郁少池把钱推回去,“这个案子我接,多余的钱就不用给了,按正常流程付钱就行。”
案子有意思。
或许以前也有,郁少池没有结接过这类似的,他很享受这种连自己也被蒙在鼓里的快感。
但这类不确定对错案子要承担的压力会很大,万一辩护的这个人是过错方,之前的辩驳会被不懂的人判定为,为有罪者的开脱。
不过,郁少池不在意。
这样的反转令霍元成大吃一惊,已经想好了,钱不够就再补,没想到对方多余的一分也不要……
“郁律师,谢谢。
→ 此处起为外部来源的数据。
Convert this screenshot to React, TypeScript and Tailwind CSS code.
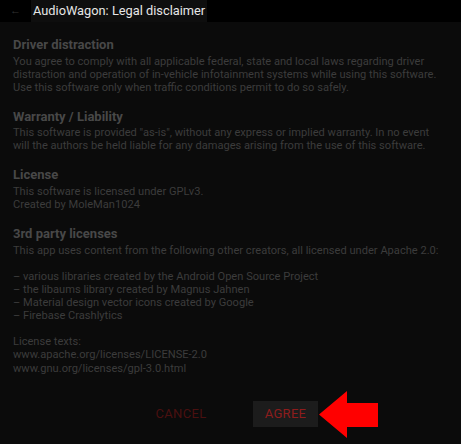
import React from 'react';

const Section = ({ title, children }: { title: string; children: React.ReactNode }) => (
  <div className="mb-[15px]">
    <h2 className="text-[13px] leading-[16px] font-bold text-[#484848] mb-[1.5px]">{title}</h2>
    <p className="text-[11.1px] leading-[13.1px] text-[#3c3c3c]">{children}</p>
  </div>
);

export default function App() {
  return (
    <div className="w-[461px] h-[444px] bg-[#0b0b0b] flex flex-col font-['Roboto',sans-serif] overflow-hidden">
      {/* title bar */}
      <div className="h-[22px] shrink-0 bg-black flex items-center">
        <span className="w-[31px] text-center text-[11px] text-[#333333]">←</span>
        <div className="h-full bg-[#0e0e0e] flex items-center px-[2px]">
          <span className="text-[12.8px] whitespace-nowrap text-[#e6e6e6]">AudioWagon: Legal disclaimer</span>
        </div>
      </div>

      <div className="px-[13px] pt-[15px] flex-1 min-h-0 overflow-hidden">
        <Section title="Driver distraction">
          You agree to comply with all applicable federal, state and local laws regarding driver
          <br />
          distraction and operation of in-vehicle infotainment systems while using this software.
          <br />
          Use this software only when traffic conditions permit to do so safely.
        </Section>
        <Section title="Warranty / Liability">
          This software is provided "as-is", without any express or implied warranty. In no event
          <br />
          will the authors be held liable for any damages arising from the use of this software.
        </Section>
        <Section title="License">
          This software is licensed under GPLv3.
          <br />
          Created by MoleMan1024
        </Section>
        <Section title="3rd party licenses">
          This app uses content from the following other creators, all licensed under Apache 2.0:
          <br />
          <br />
          – various libraries created by the Android Open Source Project
          <br />
          – the libaums library created by Magnus Jahnen
          <br />
          – Material design vector icons created by Google
          <br />
          – Firebase Crashlytics
          <br />
          <br />
          License texts:
          <br />
          www.apache.org/licenses/LICENSE-2.0
          <br />
          www.gnu.org/licenses/gpl-3.0.html
        </Section>
      </div>

      {/* buttons */}
      <div className="h-[60px] shrink-0 flex items-center pl-[140px]">
        <button className="w-[82px] h-[26px] text-[13px] text-[#4a1010] tracking-[0.3px]">CANCEL</button>
        <button className="ml-[31px] w-[65px] h-[26px] bg-[#1c1c1c] text-[13px] text-[#8e1c1c] tracking-[0.3px]">AGREE</button>
        <svg width="60" height="47" viewBox="0 0 60 47" className="ml-[1px]">
          <polygon points="0,23.5 28,0 28,12 59,12 59,36 28,36 28,47" fill="#ff0000" />
        </svg>
      </div>
    </div>
  );
}
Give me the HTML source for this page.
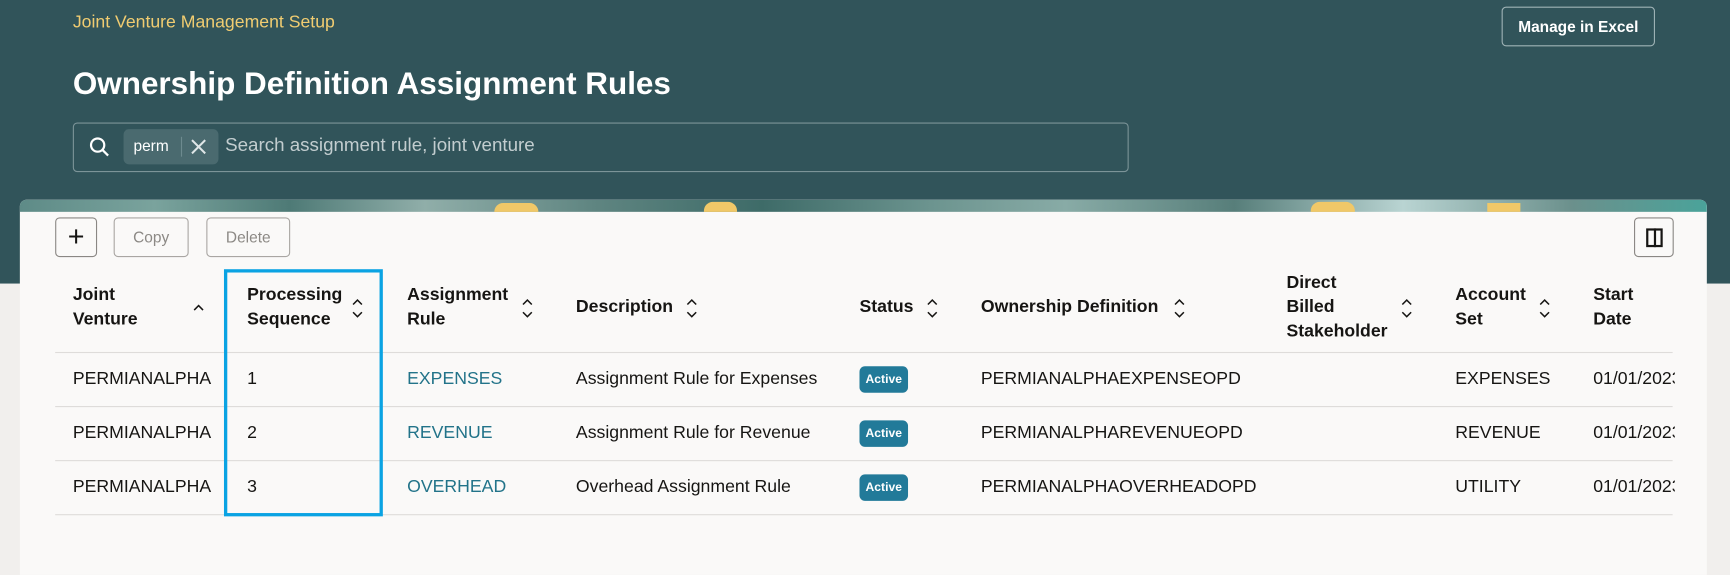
<!DOCTYPE html>
<html><head><meta charset="utf-8"><style>
*{box-sizing:border-box;margin:0;padding:0}
body{width:1730px;height:560px;overflow:hidden;background:#f1efed;font-family:"Liberation Sans",sans-serif}
#w{position:absolute;left:0;top:0;width:1568px;height:508px;transform:scale(1.10332);transform-origin:0 0}
.a{position:absolute}
.hdr{left:0;top:0;width:1568px;height:257px;background:#31545a}
.bc{left:66px;top:12px;font-size:16px;color:#f0cc71}
.xl{left:1361px;top:6px;width:139px;height:36px;border:1px solid #9fb3b6;border-radius:4px;color:#fff;font-size:14px;font-weight:bold;text-align:center;line-height:34px}
h1{position:absolute;left:66px;top:60px;font-size:28.5px;color:#fff;font-weight:bold}
.sb{left:66px;top:111px;width:957px;height:45px;border:1px solid #7c9498;border-radius:4px}
.chip{left:112px;top:117px;width:86px;height:32px;background:#4a6a6f;border-radius:5px;color:#fff;font-size:14px}
.ph{left:204px;top:122px;font-size:17px;color:#c2cdcf}
.card{left:18px;top:181px;width:1529px;height:340px;background:#faf9f8;border-radius:6px 6px 0 0;overflow:hidden}
.ban{left:0;top:0;width:1529px;height:11px;background:linear-gradient(90deg,#5e8b87 0,#7aa39d 8%,#4e7a76 16%,#90aea9 24%,#5f8581 34%,#3e6b68 44%,#6c948f 54%,#88aba6 62%,#577e7a 72%,#b9d4d2 82%,#6b908c 92%,#4aa39a 100%)}
.btn{border:1px solid #a9a6a3;border-radius:4px;font-size:14px;color:#8c8985;text-align:center;line-height:34px;height:36px;top:197px}
.th{font-size:16px;font-weight:bold;color:#161513;line-height:22px}
.td{font-size:16px;color:#161513;line-height:20px}
.ln{left:50px;width:1466px;height:1px;background:#dedcda}
.lk{color:#227389}
.bd{width:44px;height:24px;background:#227a99;border-radius:5px;color:#fff;font-size:11px;font-weight:bold;text-align:center;line-height:24px}
</style></head><body><div id="w">
<div class="a hdr"></div>
<div class="a bc">Joint Venture Management Setup</div>
<div class="a xl">Manage in Excel</div>
<h1>Ownership Definition Assignment Rules</h1>
<div class="a sb"></div>
<svg class="a" style="left:80px;top:123px" width="20" height="20" viewBox="0 0 20 20"><circle cx="8.5" cy="8.5" r="6" fill="none" stroke="#fff" stroke-width="2"/><path d="M13 13l5 5" stroke="#fff" stroke-width="2"/></svg>
<div class="a chip"><span style="position:absolute;left:9px;top:7px">perm</span><span style="position:absolute;left:52px;top:7px;width:1px;height:18px;background:#6d8a8f"></span><svg style="position:absolute;left:60px;top:8px" width="16" height="16"><path d="M2 2L14 14M14 2L2 14" stroke="#dfe6e7" stroke-width="1.8"/></svg></div>
<div class="a ph">Search assignment rule, joint venture</div>
<div class="a card">
<div class="a ban"></div>
<div class="a" style="left:430px;top:3px;width:40px;height:8px;background:#f0c868;border-radius:10px 10px 0 0"></div>
<div class="a" style="left:620px;top:2px;width:30px;height:9px;background:#f0c868;border-radius:8px 8px 0 0"></div>
<div class="a" style="left:1170px;top:2px;width:40px;height:9px;background:#f0c868;border-radius:8px 8px 0 0"></div>
<div class="a" style="left:1330px;top:3px;width:30px;height:8px;background:#f0c868"></div>
</div>
<div class="a btn" style="left:50px;width:38px;color:#161513;font-size:26px;line-height:32px;border-color:#8a8784">+</div>
<div class="a btn" style="left:103px;width:68px">Copy</div>
<div class="a btn" style="left:187px;width:76px">Delete</div>
<div class="a btn" style="left:1481px;width:36px;border-color:#8a8784"><span style="position:absolute;left:10px;top:9px;width:15px;height:17px;border:2px solid #161513"></span><span style="position:absolute;left:17px;top:9px;width:2px;height:17px;background:#161513"></span></div>

<div class="a th" style="left:66px;top:257px">Joint<br>Venture</div>
<div class="a th" style="left:224px;top:257px">Processing<br>Sequence</div>
<div class="a th" style="left:369px;top:257px">Assignment<br>Rule</div>
<div class="a th" style="left:522px;top:268px">Description</div>
<div class="a th" style="left:779px;top:268px">Status</div>
<div class="a th" style="left:889px;top:268px">Ownership Definition</div>
<div class="a th" style="left:1166px;top:246px">Direct<br>Billed<br>Stakeholder</div>
<div class="a th" style="left:1319px;top:257px">Account<br>Set</div>
<div class="a th" style="left:1444px;top:257px">Start<br>Date</div>
<svg class="a" style="left:0;top:0" width="1568" height="508">
<g fill="none" stroke="#161513" stroke-width="1.4">
<path d="M320 276l4-4 4 4M320 283l4 4 4-4"/>
<path d="M474 276l4-4 4 4M474 283l4 4 4-4"/>
<path d="M623 276l4-4 4 4M623 283l4 4 4-4"/>
<path d="M841 276l4-4 4 4M841 283l4 4 4-4"/>
<path d="M1065 276l4-4 4 4M1065 283l4 4 4-4"/>
<path d="M1271 276l4-4 4 4M1271 283l4 4 4-4"/>
<path d="M1396 276l4-4 4 4M1396 283l4 4 4-4"/>
<path d="M176 281l4-4 4 4"/>
</g></svg>
<div class="a ln" style="top:319px"></div>
<div class="a ln" style="top:368px"></div>
<div class="a ln" style="top:417px"></div>
<div class="a ln" style="top:466px"></div>

<div class="a td" style="left:66px;top:334px">PERMIANALPHA</div>
<div class="a td" style="left:224px;top:334px">1</div>
<div class="a td lk" style="left:369px;top:334px">EXPENSES</div>
<div class="a td" style="left:522px;top:334px">Assignment Rule for Expenses</div>
<div class="a bd" style="left:779px;top:332px">Active</div>
<div class="a td" style="left:889px;top:334px">PERMIANALPHAEXPENSEOPD</div>
<div class="a td" style="left:1319px;top:334px">EXPENSES</div>
<div class="a td" style="left:1444px;top:334px;width:74px;overflow:hidden;white-space:nowrap">01/01/2023</div>

<div class="a td" style="left:66px;top:383px">PERMIANALPHA</div>
<div class="a td" style="left:224px;top:383px">2</div>
<div class="a td lk" style="left:369px;top:383px">REVENUE</div>
<div class="a td" style="left:522px;top:383px">Assignment Rule for Revenue</div>
<div class="a bd" style="left:779px;top:381px">Active</div>
<div class="a td" style="left:889px;top:383px">PERMIANALPHAREVENUEOPD</div>
<div class="a td" style="left:1319px;top:383px">REVENUE</div>
<div class="a td" style="left:1444px;top:383px;width:74px;overflow:hidden;white-space:nowrap">01/01/2023</div>

<div class="a td" style="left:66px;top:432px">PERMIANALPHA</div>
<div class="a td" style="left:224px;top:432px">3</div>
<div class="a td lk" style="left:369px;top:432px">OVERHEAD</div>
<div class="a td" style="left:522px;top:432px">Overhead Assignment Rule</div>
<div class="a bd" style="left:779px;top:430px">Active</div>
<div class="a td" style="left:889px;top:432px">PERMIANALPHAOVERHEADOPD</div>
<div class="a td" style="left:1319px;top:432px">UTILITY</div>
<div class="a td" style="left:1444px;top:432px;width:74px;overflow:hidden;white-space:nowrap">01/01/2023</div>

<div class="a" style="left:203px;top:244px;width:144px;height:224px;border:3px solid #0aa3e3"></div>
</div></body></html>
”
杨楚航先把郁少池惹生气的,果然连个消息也不见对方发,他只能估摸着时间来接。
如他所料,确实下了雨,杨楚航翻了把伞往咖啡馆走,看手机的工夫,迎面撞了个人。
对方手上的伞都被撞掉了,还有他手上的东西,直接落在了水潭里。
戴墨镜的男人连忙捡东西在衣服上擦,不客气道:“你看不看路啊,我这东西很贵的,进水了你怎么赔!”
杨楚航蹙眉,“你没看路撞上来,你有理?”
“掉东西的是我!”
“你有本事再凶一句!”郁少池的声音骤然响起。
男人回头看郁少池一副要吃了他的表情,嘲道:“一伙的?我凶怎么了,他撞掉我东西不允许我凶几句?”